L'énigme grecque, de Josiah OBER

Un livre paru le 23 mars 2017, de Josiah OBER (Auteur), Paulin ISMARD (Préface), Philippe PIGNARRE (Traduction).

 

Quelle énigme ?

 

Pourquoi pendant plusieurs siècles la Grèce antique était prospère.

Économie, liberté, culture, démographie, tout était en croissance, tout s’est embelli.

 

Pour comprendre cette énigme, l’auteur pose une thèse qui relève à la fois de l’Histoire et des Sciences Sociales, et il s’emploie à y répondre en apportant des arguments solides et étayés.

 

Pourquoi cet état de grâce ? N’est-ce pas à cause d’une organisation basée sur des rapports gagnants-gagnants ?

Les individus étaient libres et l’État garantissait leur liberté tout en assurant sa mission de pouvoir public.

Les individus avaient intérêt à respecter l’État qui leur garantissait sécurité et prospérité, tandis que l’État était contrôlé par une démocratie qui écartait les tentatives d’autocratie. Les rétroactions fonctionnaient dans une spirale bénéfique à tous.

 

La nature des rapports entre individus et État se retrouvaient entre États. La Grèce antique était un ensemble d’un milliers de cités-États qui avaient des liens forts entre elles.

 

La richesse venait du commerce qui a endigué les pénuries et qui a facilité la spécialisation de chacun selon ses prédispositions. La liberté de chacun, individu comme cité-État, le poussait à se spécialiser toujours davantage, et à innover, et à échanger. Ainsi était engendré un cercle vertueux.

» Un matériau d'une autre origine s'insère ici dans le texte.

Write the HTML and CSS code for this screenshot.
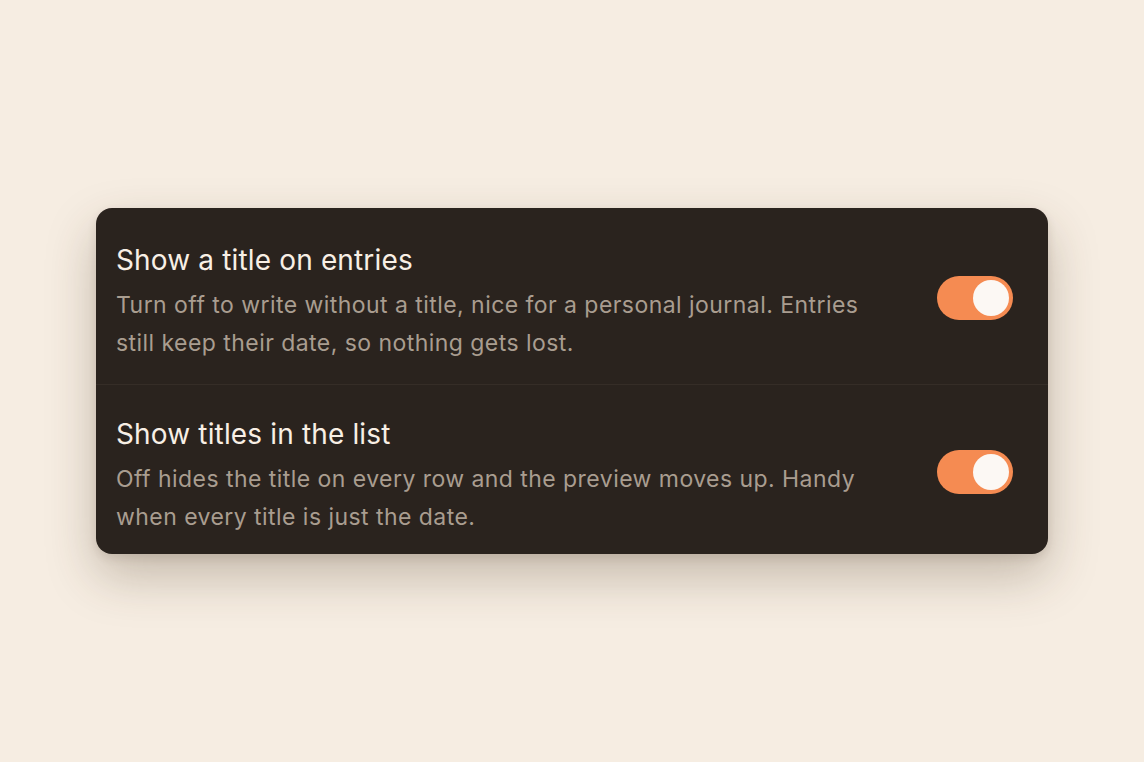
FILE: index.html
```html
<!DOCTYPE html>
<html lang="en">

<head>
    <meta charset="UTF-8">
    <meta name="viewport" content="width=device-width, initial-scale=1.0">
    <title>Settings</title>
    <link rel="stylesheet" href="styles.css">
</head>

<body>
    <div class="panel">
        <div class="fila">
            <div class="texto">
                <p class="tituloFila">Show a title on entries</p>
                <p class="descripcion">Turn off to write without a title, nice for a personal journal. Entries still keep their date, so nothing gets lost.</p>
            </div>
            <button class="interruptor activo" aria-label="Show a title on entries"><span class="bolita"></span></button>
        </div>
        <div class="fila">
            <div class="texto">
                <p class="tituloFila">Show titles in the list</p>
                <p class="descripcion">Off hides the title on every row and the preview moves up. Handy when every title is just the date.</p>
            </div>
            <button class="interruptor activo" aria-label="Show titles in the list"><span class="bolita"></span></button>
        </div>
    </div>
</body>

</html>
```

FILE: styles.css
```css
html {
    font-family: Inter, 'Noto Sans', sans-serif;
}

body {
    background-color: #f6ede2;
    margin: 0;
    height: 762px;
    display: flex;
    align-items: flex-start;
    justify-content: center;
}

.panel {
    margin-top: 208px;
    width: 952px;
    background-color: #2a231e;
    border-radius: 16px;
    box-shadow: 0 22px 50px rgba(70, 50, 30, 0.28), 0 4px 10px rgba(70, 50, 30, 0.12);
}

.fila {
    display: flex;
    align-items: center;
    gap: 64px;
    padding: 34px 35px 22px 20px;
}

.fila + .fila {
    border-top: 1px solid #352d27;
    padding-top: 31px;
    padding-bottom: 18px;
}

.texto {
    flex: 1;
}

.tituloFila {
    margin: 0;
    color: #f8efe5;
    font-size: 28px;
    line-height: 36px;
    font-weight: 400;
    letter-spacing: 0.15px;
}

.descripcion {
    margin: 8px 0 0 0;
    color: #a99d90;
    font-size: 23px;
    line-height: 38px;
    letter-spacing: 0.45px;
}

.interruptor {
    width: 76px;
    height: 44px;
    margin-bottom: 8px;
    border: none;
    border-radius: 22px;
    padding: 4px;
    background-color: #f58b52;
    display: flex;
    justify-content: flex-end;
    flex-shrink: 0;
}

.bolita {
    width: 36px;
    height: 36px;
    border-radius: 50%;
    background-color: #fcf8f4;
}
```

L’auteur est conscient que ce modèle n’était pas parfait par bien des côtés : femmes et esclaves en étaient écartés. Et quand à la suite d’un différend que la diplomatie avait été impuissante à réduire, une cité en terrassait une autre à la guerre et en exterminait les hommes tout en réduisant femmes et enfants en esclavage.

 

La période antique correspond à l’âge du fer et s’établit de -800 à -300. La population grecque est passée de moins de 500.000 à sans doute plus de 4 millions. Voici des indicateurs avec leur coefficient multiplicateur :

  • population : *10 à * 20
  • plan au sol de la maison : * 3,5
  • biens du ménages : *5 à 10
  • montant médian de l’épargne : *2
  • montant moyen de l’épargne : *4

 

Les âges de l’Histoire

Pour mémoire les invasions celtiques commencent vers le 12ème siècle, à l’époque de l’âge du bronze.

Pour mémoire encore, l’âge du bronze s’étale pour la France sur un millénaire et varie suivant les régions, entre -1.800 et -800.

La civilisation des Cyclades (de -3200 à -2000 av. J.-C.) présente comme son l’indique dans les Cyclades, mais aussi en Grèce continentale, fait partie de l’âge du bronze. En Crète s’est développée la Civilisation minoenne (de -2700 à -1200 av. J.-C.). A suivi la civilisation mycénienne correspondante à la fin de l’âge du bronze en Grèce et en Crète.

Cet âge a apporté la métallurgie, les poinçons, les alênes, les poignards, les haches et les hallebardes. La métallurgie se définit comme un traitement thermique permettant l’extraction de métaux à partir de minerai. Elle nécessite un savoir-faire parfait de l’art du feu, acquis avec la cuisson de la céramique. Le bronze est un alliage de cuivre (90%) et d'étain (10%), lequel abaisse le point de fusion du cuivre.

La métallurgie a été à l’origine de la première économie complexe basée sur une production et des échanges à grandes distances, et comme les armes étaient en bronze et les outils continuaient d’être pierre, la hiérarchisation sociale a été marquée : au sommet, des rois dans des palais, avec des cours de guerriers et de serviteurs, et en bas des agriculteurs et des artisans qui produisaient mais à qui on ne laissait que le minimum vital. Le surplus était accaparé par les prédateurs qu’étaient les classes supérieures.

Comparés aux époques précédentes, l’âge du bronze a apporté une organisation sociale sophistiquée, une grande culture, de riches trésors, et de fortes inégalités et des guerres.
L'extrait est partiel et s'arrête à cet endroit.